Die Weiterentwicklung der Geschäftsmodelle setzt häufig bei den Schlüssel-Aktivitäten an. Hierzu hilft eine Analyse der Wertschöpfungs- bzw. Lieferkette. Dabei wird regelmäßig in die primären Wertschöpfungsstufen und in die unterstützenden Funktionen unterschieden. Neben den Aktivitäten der Organisation (und von Partnern) ist der Umgang mit Material, Informationen, finanziellen und weiteren Ressourcen von Relevanz. Nachfolgende Abbildung zeigt Beispiele für den Einbezug von Nachhaltigkeit in der Wertschöpfungskette für einen möglichen Kunden eines Unternehmens.
Quelle: In Anlehnung an Porter/Kramer, Harvard Business Review 2006, S. 86.
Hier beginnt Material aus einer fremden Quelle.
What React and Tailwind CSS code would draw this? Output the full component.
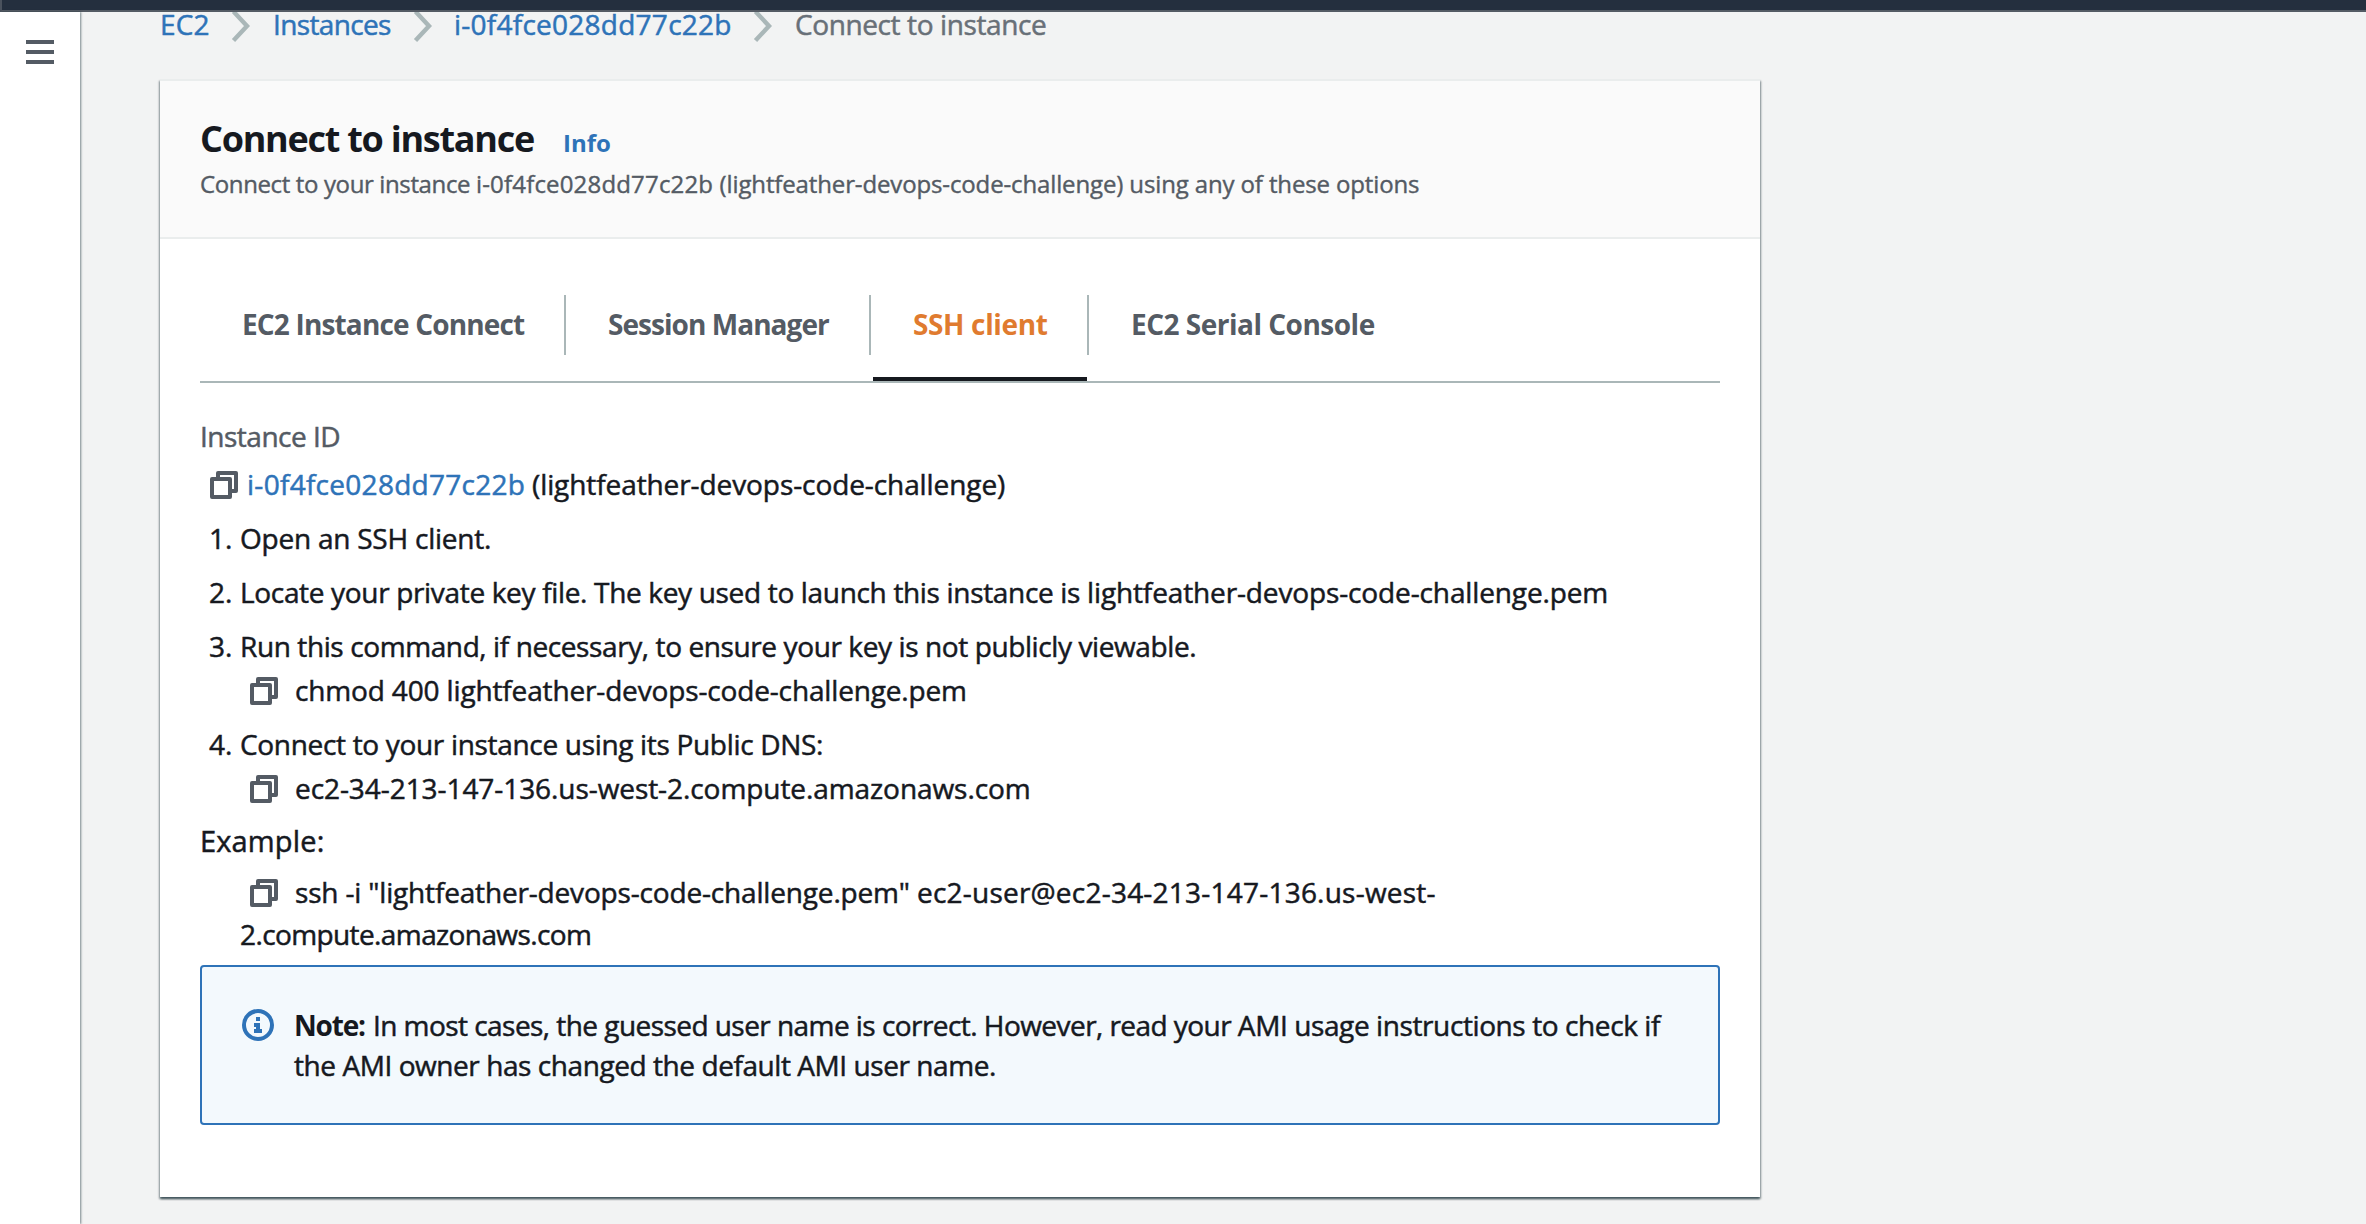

Abb. 3: Ansatzpunkte für mehr Nachhaltigkeit in der Wertschöpfung
Für ein Mehr an Akzeptanz für die nachhaltigen Geschäftsmodelle bieten sich an, auf die Weiterentwicklung der Unternehmenskultur hinzuwirken. Mit gemeinsam formulierten Standards für Geschäftsverhalten und Integrität wird die Bereitschaft für Veränderungen im Sinne der nachhaltigen Transformation verbessert. Mögliche Themen und Herangehensweisen für eine verantwortungsvolle Unternehmenskultur finden sich beim Institute of Business Ethics.